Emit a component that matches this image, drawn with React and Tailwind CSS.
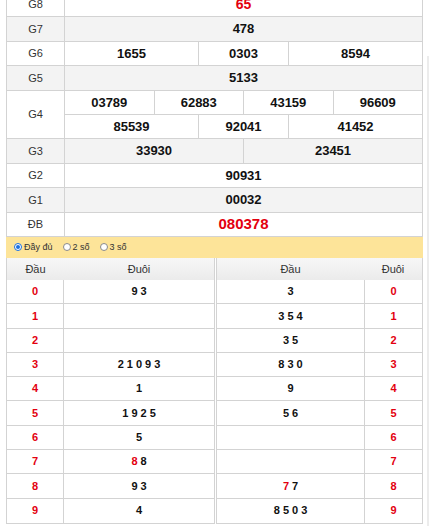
import React from "react";

const RED = "text-[#e3000f]";
const B = "border-[#d3d3d3]";

const Cell = ({ w, last, children, className = "" }) => (
  <div
    className={`${w || "flex-1"} ${last ? "" : `border-r ${B}`} flex items-center justify-center ${className}`}
  >
    {children}
  </div>
);

const Row = ({ label, grey, children }) => (
  <div className={`flex h-[24.4px] border-b ${B} ${grey ? "bg-[#f3f3f3]" : "bg-white"}`}>
    <div className={`w-[58px] shrink-0 border-r ${B} flex items-center justify-center text-[11px] text-[#333]`}>
      {label}
    </div>
    <div className="flex flex-1 text-[13px] font-bold text-[#111]">{children}</div>
  </div>
);

const left = [
  ["0", [["9"], ["3"]]],
  ["1", []],
  ["2", []],
  ["3", [["2"], ["1"], ["0"], ["9"], ["3"]]],
  ["4", [["1"]]],
  ["5", [["1"], ["9"], ["2"], ["5"]]],
  ["6", [["5"]]],
  ["7", [["8", true], ["8"]]],
  ["8", [["9"], ["3"]]],
  ["9", [["4"]]],
];

const right = [
  ["0", [["3"]]],
  ["1", [["3"], ["5"], ["4"]]],
  ["2", [["3"], ["5"]]],
  ["3", [["8"], ["3"], ["0"]]],
  ["4", [["9"]]],
  ["5", [["5"], ["6"]]],
  ["6", []],
  ["7", []],
  ["8", [["7", true], ["7"]]],
  ["9", [["8"], ["5"], ["0"], ["3"]]],
];

const Digits = ({ list }) => (
  <div className="flex gap-[3px]">
    {list.map(([d, red], i) => (
      <span key={i} className={red ? RED : "text-[#111]"}>
        {d}
      </span>
    ))}
  </div>
);

const Radio = ({ checked, label }) => (
  <label className="flex items-center gap-[2px] mr-[10px]">
    <span
      className={`w-[8px] h-[8px] rounded-full border flex items-center justify-center bg-white ${
        checked ? "border-[#1a6fe0]" : "border-[#8a8a8a]"
      }`}
    >
      {checked && <span className="w-[4px] h-[4px] rounded-full bg-[#1a6fe0]" />}
    </span>
    <span className="text-[9px] text-[#333]">{label}</span>
  </label>
);

export default function App() {
  return (
    <div className="flex bg-white h-[530px] overflow-hidden font-['Liberation_Sans',Arial,sans-serif]">
      <div className="ml-[6px] w-[417px] -mt-[7px]">
        <div className={`border-x ${B}`}>
          <Row label="G8">
            <Cell last className={`${RED} text-[14px]`}>65</Cell>
          </Row>
          <Row label="G7" grey>
            <Cell last>478</Cell>
          </Row>
          <Row label="G6">
            <Cell w="w-[134px]">1655</Cell>
            <Cell w="w-[90px]">0303</Cell>
            <Cell last>8594</Cell>
          </Row>
          <Row label="G5" grey>
            <Cell last>5133</Cell>
          </Row>
          <div className={`flex border-b ${B} bg-white`}>
            <div className={`w-[58px] shrink-0 border-r ${B} flex items-center justify-center text-[11px] text-[#333]`}>
              G4
            </div>
            <div className="flex-1 text-[13px] font-bold text-[#111]">
              <div className={`flex h-[24.4px] border-b ${B}`}>
                <Cell>03789</Cell>
                <Cell>62883</Cell>
                <Cell>43159</Cell>
                <Cell last>96609</Cell>
              </div>
              <div className="flex h-[23.4px]">
                <Cell w="w-[134px]">85539</Cell>
                <Cell w="w-[90px]">92041</Cell>
                <Cell last>41452</Cell>
              </div>
            </div>
          </div>
          <Row label="G3" grey>
            <Cell>33930</Cell>
            <Cell last>23451</Cell>
          </Row>
          <Row label="G2">
            <Cell last>90931</Cell>
          </Row>
          <Row label="G1" grey>
            <Cell last>00032</Cell>
          </Row>
          <Row label="ĐB">
            <Cell last className={`${RED} text-[15px]`}>080378</Cell>
          </Row>
        </div>

        <div className="flex items-center h-[21px] bg-[#fde499] pl-[8px]">
          <Radio checked label="Đầy đủ" />
          <Radio label="2 số" />
          <Radio label="3 số" />
        </div>

        <div className="flex gap-[1px]">
          <div className={`w-[209px] border-x border-b ${B}`}>
            <div className="flex h-[22px] bg-gradient-to-b from-[#f7f7f7] to-[#ebebeb] text-[11px] text-[#333]">
              <div className="w-[57px] flex items-center justify-center">Đầu</div>
              <div className="flex-1 flex items-center justify-center">Đuôi</div>
            </div>
            {left.map(([h, tails], i) => (
              <div key={h} className={`flex h-[24.3px] ${i < 9 ? `border-b ${B}` : ""} text-[11px] font-bold bg-white`}>
                <div className={`w-[57px] border-r ${B} flex items-center justify-center ${RED}`}>{h}</div>
                <div className="flex-1 flex items-center justify-center">
                  <Digits list={tails} />
                </div>
              </div>
            ))}
          </div>
          <div className={`w-[207px] border-x border-b ${B}`}>
            <div className="flex h-[22px] bg-gradient-to-b from-[#f7f7f7] to-[#ebebeb] text-[11px] text-[#333]">
              <div className="flex-1 flex items-center justify-center">Đầu</div>
              <div className="w-[58px] flex items-center justify-center">Đuôi</div>
            </div>
            {right.map(([t, heads], i) => (
              <div key={t} className={`flex h-[24.3px] ${i < 9 ? `border-b ${B}` : ""} text-[11px] font-bold bg-white`}>
                <div className="flex-1 flex items-center justify-center">
                  <Digits list={heads} />
                </div>
                <div className={`w-[58px] border-l ${B} flex items-center justify-center ${RED}`}>{t}</div>
              </div>
            ))}
          </div>
        </div>
      </div>
      <div className="ml-[4px] mt-[56px] w-[2px] h-[470px] bg-[#ececec]" />
    </div>
  );
}
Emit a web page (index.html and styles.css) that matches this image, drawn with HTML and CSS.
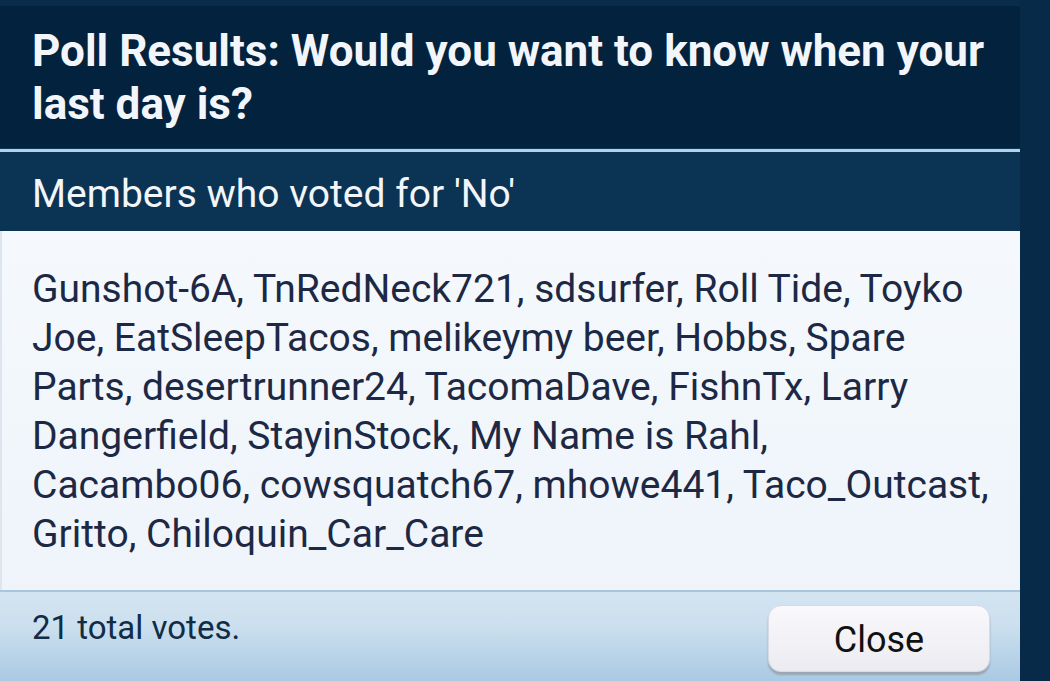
FILE: index.html
```html
<!DOCTYPE html>
<html lang="en">
<head>
    <meta charset="UTF-8">
    <title>Poll Results</title>
    <link rel="stylesheet" href="styles.css">
</head>
<body>
    <div class="screen">
        <div class="dialog">
            <div class="dialog-title">Poll Results: Would you want to know when your last day is?</div>
            <div class="dialog-sub">Members who voted for 'No'</div>
            <div class="dialog-body">
                Gunshot-6A, TnRedNeck721, sdsurfer, Roll Tide, Toyko Joe, EatSleepTacos, melikeymy beer, Hobbs, Spare Parts, desertrunner24, TacomaDave, FishnTx, Larry Dangerfield, StayinStock, My Name is Rahl, Cacambo06, cowsquatch67, mhowe441, Taco_Outcast, Gritto, Chiloquin_Car_Care
            </div>
            <div class="dialog-footer">
                <span class="total">21 total votes.</span>
                <button class="close-btn">Close</button>
            </div>
        </div>
        <div class="side"></div>
    </div>
</body>
</html>
```

FILE: styles.css
```css
body {
    margin: 0;
    padding: 0;
    font-family: Roboto, "Noto Sans", sans-serif;
    background-color: #062a48;
    overflow: hidden;
}

.screen {
    display: flex;
    width: 1050px;
    height: 681px;
}

.dialog {
    width: 1020px;
    display: flex;
    flex-direction: column;
    background: #f1f6fb;
}

.side {
    flex: 1;
    background-color: #062a48;
}

.dialog-title {
    background: linear-gradient(#0a2c4c 0, #0a2c4c 6px, #03223d 6px);
    color: #f2f6fb;
    font-size: 44px;
    font-weight: bold;
    line-height: 53px;
    padding: 25px 20px 0 32px;
    height: 123px;
    border-bottom: 1px solid #0d3a5e;
}

.dialog-sub {
    background-color: #0b3353;
    border-top: 3px solid #b7d0e3;
    color: #f2f6fb;
    font-size: 39px;
    height: 82px;
    line-height: 84px;
    padding-left: 32px;
    box-sizing: border-box;
}

.dialog-body {
    flex: 1;
    background: linear-gradient(#f5f9fd, #eef4fa);
    color: #1d2944;
    font-size: 39px;
    line-height: 49px;
    padding: 34px 30px 0 30px;
    border-left: 2px solid #dde6ee;
}

.dialog-footer {
    height: 89px;
    border-top: 2px solid #a9c6dc;
    background: linear-gradient(#d3e4f1, #cde0ef 35%, #a9cae3);
    display: flex;
    justify-content: space-between;
    align-items: flex-start;
    padding: 0 30px 0 32px;
}

.total {
    color: #102c47;
    font-size: 33px;
    margin-top: 16px;
}

.close-btn {
    margin-top: 13px;
    width: 222px;
    height: 67px;
    border: 1px solid #d6dbe4;
    border-radius: 13px;
    background: linear-gradient(#f9f9fc, #ebebf1);
    box-shadow: 0 3px 2px #9aa6b3;
    font-family: Roboto, sans-serif;
    font-size: 36px;
    color: #111;
    padding-top: 3px;
}
```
◇ ◇ ◇ ◇ ◇
_Stated task_
Gather up the lines that contain the word "drawn".

_Full solution_
Emit a component that matches this image, drawn with React and Tailwind CSS.
Emit a web page (index.html and styles.css) that matches this image, drawn with HTML and CSS.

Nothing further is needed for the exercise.